5月1日から、SIMロック解除の義務化がスタートしました。
SIMロック解除までの今までの流れ
今までは、国内の携帯電話市場は端末と通信回線が一体となった形で提供されていました。
3G時代、ドコモやソフトバンクをメインに、SIMカードの採用が進められていましたが、
端末側にロックをかけることで、一体提供を続けていました。
このSIMロックにメスが入ったのが、2010年。
総務省は「SIMロック解除に関するガイドライン」を策定し、
2011年度に発売される端末からこれが適用されるようになりました。
その当時の理由は、同じ端末を使い続けられないことが、キャリアを移る障壁になっており、
競争を促進するためにはロックがない方が望ましいということ。
スマートフォンの台頭に伴い、各キャリアから発売される端末に差がなくなってきたことも、SIMロック解除への理由のひとつでしょう。
iモード、EZweb、Yahoo!ケータイというように、各キャリアが独自のインターネット機能を作り込んで搭載してきたフィーチャーフォンとは異なり、
スマートフォンの基本的な仕様はキャリアごとに大きな違いはありません。
むしろ、AndroidやiOSといったプラットフォームの差が大きくなりました。
新ガイドラインでの各社の反応
ガイドラインに従い、ドコモは原則として全機種のSIMロックを解除すると発表しました。
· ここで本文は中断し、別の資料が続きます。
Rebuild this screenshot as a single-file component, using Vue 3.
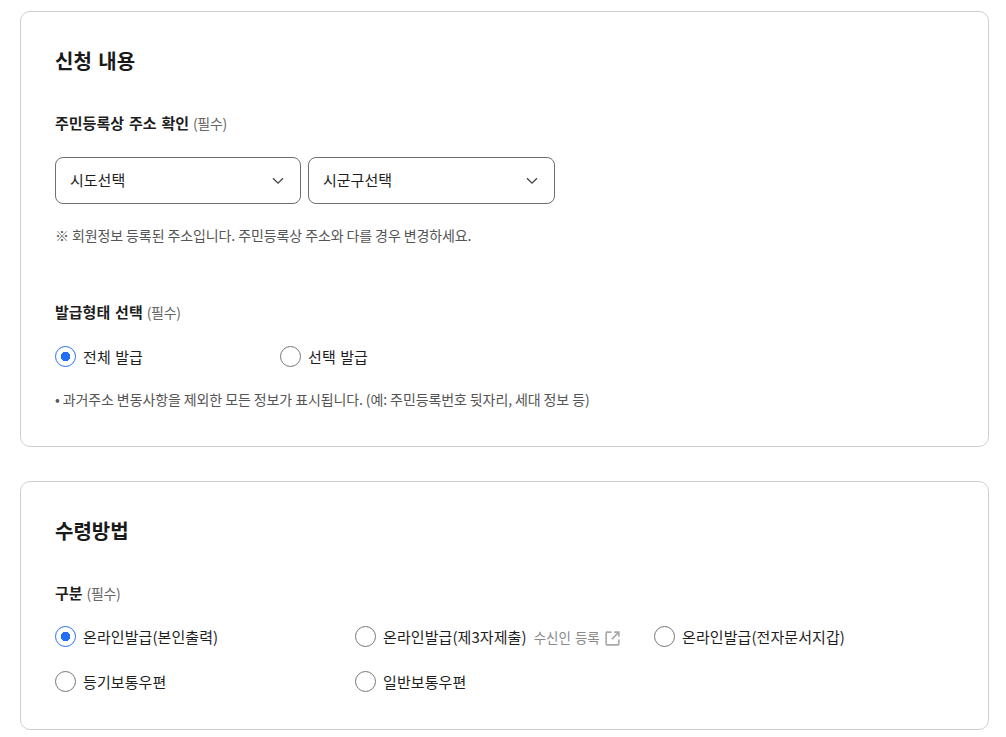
<script setup>
const kinds = [
  { label: '전체 발급', on: true },
  { label: '선택 발급', on: false }
]
const methods = [
  { label: '온라인발급(본인출력)', on: true },
  { label: '온라인발급(제3자제출)', on: false, link: '수신인 등록' },
  { label: '온라인발급(전자문서지갑)', on: false },
  { label: '등기보통우편', on: false },
  { label: '일반보통우편', on: false }
]
</script>

<template>
  <main class="page">
    <section class="card first">
      <h2>신청 내용</h2>
      <p class="field-title">주민등록상 주소 확인 <span>(필수)</span></p>
      <div class="selects">
        <div class="select">
          <span>시도선택</span>
          <svg width="12" height="8" viewBox="0 0 12 8"><path d="M1 1.2 6 6.2 11 1.2" fill="none" stroke="#444" stroke-width="1.3" /></svg>
        </div>
        <div class="select">
          <span>시군구선택</span>
          <svg width="12" height="8" viewBox="0 0 12 8"><path d="M1 1.2 6 6.2 11 1.2" fill="none" stroke="#444" stroke-width="1.3" /></svg>
        </div>
      </div>
      <p class="note">※ 회원정보 등록된 주소입니다. 주민등록상 주소와 다를 경우 변경하세요.</p>
      <p class="field-title second">발급형태 선택 <span>(필수)</span></p>
      <div class="kinds">
        <label v-for="item in kinds" :key="item.label" class="radio">
          <i :class="{ on: item.on }"></i>{{ item.label }}
        </label>
      </div>
      <p class="note small">• 과거주소 변동사항을 제외한 모든 정보가 표시됩니다. (예: 주민등록번호 뒷자리, 세대 정보 등)</p>
    </section>

    <section class="card">
      <h2>수령방법</h2>
      <p class="field-title">구분 <span>(필수)</span></p>
      <div class="methods">
        <label v-for="item in methods" :key="item.label" class="radio">
          <i :class="{ on: item.on }"></i>{{ item.label }}
          <a v-if="item.link" class="link">
            {{ item.link }}
            <svg width="17" height="17" viewBox="0 0 16 16" fill="none" stroke="#a8a8a8" stroke-width="1.5">
              <path d="M7 2H2.8a.8.8 0 0 0-.8.8v10.4c0 .4.4.8.8.8h10.4c.4 0 .8-.4.8-.8V9" />
              <path d="M9.6 2H14v4.4M14 2 7.4 8.6" />
            </svg>
          </a>
        </label>
      </div>
    </section>
  </main>
</template>

<style>
body { background: #fff; }
</style>

<style scoped>
.page {
  display: flex;
  flex-direction: column;
  gap: 34px;
  width: 969px;
  padding: 11px 0 0 20px;
  font-family: "Noto Sans CJK KR", "Noto Sans", sans-serif;
  color: #1e1e1e;
}
.card {
  box-sizing: border-box;
  height: 249px;
  padding: 33px 34px 0;
  border: 1px solid #cfcfcf;
  border-radius: 10px;
}
.card.first { height: 436px; }
h2 {
  margin: 0;
  font-size: 20px;
  line-height: 32px;
  font-weight: 700;
  word-spacing: 2px;
  color: #1a1a1a;
}
.field-title {
  margin: 35px 0 0;
  font-size: 15px;
  line-height: 22px;
  font-weight: 700;
  word-spacing: 1.5px;
}
.field-title span {
  margin-left: -1px;
  font-size: 14px;
  font-weight: 400;
  color: #666;
  letter-spacing: -0.3px;
}
.field-title.second { margin-top: 0; }
.selects {
  display: flex;
  gap: 7px;
  margin-top: 23px;
}
.select {
  box-sizing: border-box;
  display: flex;
  align-items: center;
  justify-content: space-between;
  width: 246px;
  height: 47px;
  padding: 0 16px 2px 14px;
  border: 1px solid #6f6f6f;
  border-radius: 8px;
  font-size: 15px;
}
.select svg { margin-top: 2px; }
.select + .select { width: 247px; }
.note {
  margin: 20px 0 55px;
  font-size: 14px;
  line-height: 22px;
  letter-spacing: -0.1px;
  color: #555;
}
.note.small { margin: 21px 0 0; }
.kinds {
  display: flex;
  margin-top: 22px;
}
.kinds .radio { width: 225px; }
.methods {
  display: grid;
  grid-template-columns: 300px 299px 1fr;
  row-gap: 23px;
  margin-top: 21px;
}
.radio {
  display: flex;
  align-items: center;
  height: 22px;
  font-size: 15px;
  white-space: nowrap;
  word-spacing: 1px;
  letter-spacing: 0.08px;
}
.radio i {
  box-sizing: border-box;
  flex: none;
  width: 21px;
  height: 21px;
  margin-right: 7px;
  border: 1px solid #767676;
  border-radius: 50%;
}
.radio i.on {
  border: 1.5px solid #256ef4;
  background: radial-gradient(circle, #256ef4 0 4.5px, #fff 5px);
}
.link {
  display: flex;
  align-items: center;
  gap: 4px;
  margin: 2px 0 0 7px;
  font-size: 13.5px;
  letter-spacing: 0;
  color: #8a8a8a;
}
.link svg { margin-top: 2px; }
</style>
現時点までに発売されたiPhone、iPadシリーズ以外の機種が、SIMロックの解除が可能。
手数料は3240円(税込)。
これに対し、ソフトバンクは需要がないことを理由に消極的な姿勢を示していました。
ドコモとは異なり、全機種対応は行いませんでしたが、Android端末の一部でSIMロック解除を実施。
現時点で対応しているのは5機種、富士通やZTE、Huawei製のスマートフォンのみ。
auは、互換性を理由にSIMロックの解除を行っていませんでした。
3Gの方式が異なるため、SIMロックを解除しても他社で使えず、実効性がないため。
ドコモの現行の料金プランは、2年間の継続契約が大前提で簡単には他社に移ることができない。
SIMロック解除の義務化
ガイドラインには、「事業者は、原則として自らが販売した全ての端末についてSIMロック解除に応じるものとする」と明記。
ガイドラインが制定された当初とは通信環境が異なり、現在ではLTEが主流になりつつあります。
総務省の狙い
MVNOの促進です。
MVNOで利用することが前提のSIMフリー端末も徐々に増えているが、やはり新たに端末を買い直すとなると敷居が上がってしまいます。
今使っている端末そのままでMVNOに移れれば、ユーザーの負担が少なくなります。
別の事業者からの乗り換えも多いと考えると、ハードルを下げていくことが重要になります。
MNOからMVNOに乗り換える時に、新しい端末を買わなければいけないとなるとハードルが高くなります。
SIMロック解除が一般化すると、端末の面で事業者の乗り換えのハードルは下げることができます。
ドコモの端末はドコモ系MVNOのSIMカードでも利用でき、テザリングなどを除けば大半の機能が使えます。
au系のMVNOでも同じ。
ドコモの端末を持つユーザーがKDDI系のMVNOに移ろうと思ったら、端末を買い直さなければならない。
この自由度を上げるのが、SIMロックの解除ということですね。
購入日から180日未満の端末は、SIMロックの解除を行えない
ドコモの『180日ルール』の見解。
「少ないポーション(量)だが、一部のユーザーが違法とまでは言えないものの、不正に入手して他社にという転売行為が散見される。悪意のある行為を防止したい観点からそういうものが必要」
auも同様に、180日という期間を設定した理由を「不正防止」としています。
問題点『180日ルール』
これまでのSIMロック解除は、主に海外渡航が多いユーザーに利用されてきました。
例えば、海外渡航を間近に控えたタイミングで機種変更してしまうと、すぐにはSIMロックを外せず、
今までのように現地キャリアのSIMカードを挿して使うことができなくなります。
もともとSIMロック解除を行っていたドコモのユーザーにとって、新制度は改悪と言えますね。
不正防止という観点からも疑問が。
端末を一括で購入し、割賦を組まなければ、そもそも不正は起こりようがない。
逆に割賦で買っても、180日経過すれば残債がある状態でもSIMロックは解除できるわけです。
不正な転売も、6カ月間放置していればできてしまうわけですね。
SIMロックの解除に猶予期間を設けるより、販売方法を見直すほうが先でより抑止力になるのではないでしょうか。